Time For a New Optometrist?
By Ian Davies, OD February 26, 2020
Running your own business is tough. It’s tougher still if you are the sole optometrist proprietor of your practice. Not only are you the boss, with all the responsibility of staff, bills, and premises, but you are also the key revenue generator of the business. Without the eye exam there is no money available to pay the bills. Put simply: “no you, no money!”
It’s actually slightly worse than that. If you are the sole provider of the eye examination in your business, then you are the person your patients come to see. While this is professionally satisfying and gratifying, it is also a limiting factor to the long-term financial value of your business. A business isn’t just valued based on its finances (turnover and profit); it is also valued based on the less tangible measure of goodwill. If the reason patients come through your doors is for your skill in doing an eye exam, then, if you are no longer there, a key component of the value of your business has gone. This becomes a significant issue if you are planning on retiring or selling the practice and moving on.
So, when is it time for a new optometrist? And do you have time for a new optometrist?
Know Your Limits
It doesn’t matter how brilliant we are, there are only 7 days a week and 24 hours in a day. Take away the time to carry out the essential tasks of eating, sleeping, relaxing and socializing and that leaves a finite amount of time available for carrying out eye exams. While it may be tempting to extend examining time into that allocated time for eating, sleeping etc., please don’t. Working longer hours certainly generates more eye exam time, but it does so to the detriment of relationships, health, and ultimately the quality of the service you give. Making yourself ill through overwork is not good for business!

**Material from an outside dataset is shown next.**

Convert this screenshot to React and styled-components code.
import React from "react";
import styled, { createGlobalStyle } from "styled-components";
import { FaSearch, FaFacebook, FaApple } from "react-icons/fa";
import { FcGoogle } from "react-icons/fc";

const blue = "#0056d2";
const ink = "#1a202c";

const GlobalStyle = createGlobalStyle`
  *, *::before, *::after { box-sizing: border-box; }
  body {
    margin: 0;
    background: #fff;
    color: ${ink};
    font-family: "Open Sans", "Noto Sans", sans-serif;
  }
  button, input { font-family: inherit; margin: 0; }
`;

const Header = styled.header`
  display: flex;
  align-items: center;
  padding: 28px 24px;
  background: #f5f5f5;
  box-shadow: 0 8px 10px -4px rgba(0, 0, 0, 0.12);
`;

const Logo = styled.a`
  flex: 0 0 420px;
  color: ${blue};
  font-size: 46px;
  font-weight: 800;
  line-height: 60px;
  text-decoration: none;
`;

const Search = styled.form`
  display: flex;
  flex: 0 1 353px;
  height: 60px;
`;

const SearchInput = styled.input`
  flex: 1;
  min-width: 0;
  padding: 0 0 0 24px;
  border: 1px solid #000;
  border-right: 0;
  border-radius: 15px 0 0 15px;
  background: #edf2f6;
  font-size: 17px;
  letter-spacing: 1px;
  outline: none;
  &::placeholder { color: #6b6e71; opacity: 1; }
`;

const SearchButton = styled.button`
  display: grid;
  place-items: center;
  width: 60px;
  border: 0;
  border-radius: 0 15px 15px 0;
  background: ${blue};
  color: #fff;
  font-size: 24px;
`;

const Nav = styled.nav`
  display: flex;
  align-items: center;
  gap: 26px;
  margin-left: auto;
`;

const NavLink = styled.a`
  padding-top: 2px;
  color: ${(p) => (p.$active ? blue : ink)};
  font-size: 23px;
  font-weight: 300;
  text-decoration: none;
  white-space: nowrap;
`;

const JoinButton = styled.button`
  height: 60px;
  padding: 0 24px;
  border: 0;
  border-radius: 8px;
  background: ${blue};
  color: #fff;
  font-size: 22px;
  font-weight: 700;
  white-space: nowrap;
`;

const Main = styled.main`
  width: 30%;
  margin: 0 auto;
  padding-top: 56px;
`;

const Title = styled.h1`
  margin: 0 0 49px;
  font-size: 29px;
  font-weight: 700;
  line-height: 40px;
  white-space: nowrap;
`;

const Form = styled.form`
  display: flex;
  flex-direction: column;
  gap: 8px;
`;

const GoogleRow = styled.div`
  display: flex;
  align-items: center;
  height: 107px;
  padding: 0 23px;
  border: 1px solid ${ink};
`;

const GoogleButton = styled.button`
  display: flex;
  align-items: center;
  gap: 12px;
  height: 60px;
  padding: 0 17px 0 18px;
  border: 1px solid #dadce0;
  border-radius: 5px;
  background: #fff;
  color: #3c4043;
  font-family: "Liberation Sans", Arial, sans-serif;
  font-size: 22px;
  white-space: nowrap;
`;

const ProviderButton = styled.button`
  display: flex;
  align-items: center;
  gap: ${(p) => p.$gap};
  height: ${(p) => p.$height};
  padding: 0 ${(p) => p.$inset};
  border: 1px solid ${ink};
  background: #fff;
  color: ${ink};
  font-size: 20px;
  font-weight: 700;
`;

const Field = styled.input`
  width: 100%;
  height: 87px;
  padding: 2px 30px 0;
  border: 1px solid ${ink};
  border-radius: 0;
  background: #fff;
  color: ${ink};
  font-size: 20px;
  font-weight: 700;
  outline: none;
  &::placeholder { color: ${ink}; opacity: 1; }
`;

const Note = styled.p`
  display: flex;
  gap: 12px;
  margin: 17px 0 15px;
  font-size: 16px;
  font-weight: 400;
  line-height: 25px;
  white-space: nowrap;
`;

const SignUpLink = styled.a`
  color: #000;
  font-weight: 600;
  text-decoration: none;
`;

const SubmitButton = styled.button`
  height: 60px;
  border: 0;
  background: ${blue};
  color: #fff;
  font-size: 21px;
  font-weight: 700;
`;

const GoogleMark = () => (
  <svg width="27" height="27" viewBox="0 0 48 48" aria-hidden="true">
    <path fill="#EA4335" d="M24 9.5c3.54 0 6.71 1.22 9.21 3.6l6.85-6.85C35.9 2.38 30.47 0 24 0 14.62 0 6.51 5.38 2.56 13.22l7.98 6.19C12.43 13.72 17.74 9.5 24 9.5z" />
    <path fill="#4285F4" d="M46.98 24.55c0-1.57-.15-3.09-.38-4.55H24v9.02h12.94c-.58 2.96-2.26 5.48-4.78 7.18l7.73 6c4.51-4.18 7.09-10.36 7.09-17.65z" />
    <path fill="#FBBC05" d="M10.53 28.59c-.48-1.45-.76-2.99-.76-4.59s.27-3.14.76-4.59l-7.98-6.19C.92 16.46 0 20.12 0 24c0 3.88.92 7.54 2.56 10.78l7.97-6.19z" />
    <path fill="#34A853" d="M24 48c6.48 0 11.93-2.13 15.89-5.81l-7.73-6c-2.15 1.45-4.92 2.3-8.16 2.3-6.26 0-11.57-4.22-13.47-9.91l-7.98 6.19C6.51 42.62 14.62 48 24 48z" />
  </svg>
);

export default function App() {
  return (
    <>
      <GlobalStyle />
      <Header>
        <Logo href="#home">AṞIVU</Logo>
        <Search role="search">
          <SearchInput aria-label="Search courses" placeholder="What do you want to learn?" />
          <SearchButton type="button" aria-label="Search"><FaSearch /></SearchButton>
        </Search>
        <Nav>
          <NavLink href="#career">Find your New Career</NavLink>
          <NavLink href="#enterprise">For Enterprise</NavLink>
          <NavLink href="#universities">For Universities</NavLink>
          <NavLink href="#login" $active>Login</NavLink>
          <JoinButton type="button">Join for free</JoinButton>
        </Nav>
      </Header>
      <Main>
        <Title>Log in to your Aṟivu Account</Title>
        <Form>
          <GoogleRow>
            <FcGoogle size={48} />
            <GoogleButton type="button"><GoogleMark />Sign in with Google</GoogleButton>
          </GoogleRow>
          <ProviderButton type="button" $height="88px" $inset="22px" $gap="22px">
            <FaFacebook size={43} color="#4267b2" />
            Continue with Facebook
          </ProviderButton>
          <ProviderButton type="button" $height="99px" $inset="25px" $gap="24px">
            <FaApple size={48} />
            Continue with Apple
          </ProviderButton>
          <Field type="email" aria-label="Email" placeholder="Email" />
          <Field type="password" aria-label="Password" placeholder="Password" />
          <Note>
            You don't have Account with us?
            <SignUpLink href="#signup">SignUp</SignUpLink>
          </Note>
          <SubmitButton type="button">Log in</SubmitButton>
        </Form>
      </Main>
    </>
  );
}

Before committing to a new optometrist on the grounds of capacity, first check that you are working efficiently. Are there tasks that you are doing which could be more efficiently done by others? Say optometric assistants, for example. Are your appointments scheduled to optimize your time and minimize waiting time for your patients? By mapping out and questioning the value of each step of the patient journey in your office, you may find that you can create more appointment time within your existing opening hours. This “lean thinking” has been applied to many practices successfully.
OK, so you are at full capacity, or you want to free up some time for yourself, what are the considerations you should have?
Complementary Skill Sets
One way of expanding the practice is to look at expanding your specialities. Maybe you are passionate about managing patients with low vision but have little interest in contact lenses or pediatrics. Bringing in an associate with those skills will expand the breadth of your practice. That said, it is important, particularly if there are just two of you in the office, that each is comfortable with seeing the others’ patients.
Complementary Attitude Sets
Arguably, even more important than the skills, is the attitude of any job candidate. What are their core philosophies toward patient care? What is it about their past working backgrounds that they felt warranted a move? You should be seeking an associate who has the same belief system and attitudes towards your patients as you do, so that your patients feel equally happy about seeing them.
The days of asking people “what do they see themselves doing in 10 years’ time?” have long gone. The workforce of today is looking at shorter term horizons. That said, it’s really important to understand what someone is looking for in a role and fully explore their motivations for the job. It could be that they are looking to save some money before travelling the world, which may be great for you if you need a short-term solution, but not if you are looking to bring someone in as a partner to the business.
Where To Start
All recruiters will admit that the best way of finding talent is via their existing networks and their so called “Little Black Book” of contacts. Every professional should maintain their own “Little Black Book” (although mine is actually red). It starts with college classmates, people you meet at state association CE events, and national conferences. Keeping in contact with company sales reps and making sure that they know what your plans are is a great way of broadening your net. Then there are the online communities. Developing a robust LinkedIn following and engaging with the specialty eyecare and optometric groups on LinkedIn and other social media will all provide opportunities for you to expand your network. Posting occasional updates about your office and your philosophies will also grow your profile. You want to get to the position that colleagues are expressing an interest in working for you before you even post the job.
· Before considering hiring additional optometric capacity make sure that you are operating efficiently -review potential opportunities to delegate tasks and free up your time.
· Always ensure that you bring on associates with aligned or complementary clinical skills and attitudes towards patient care. Fully explore what their motivations for the change are.
· Build a “Little Black Book” of contacts in the industry you could work with or could help you find talent, and always develop your on-line networks.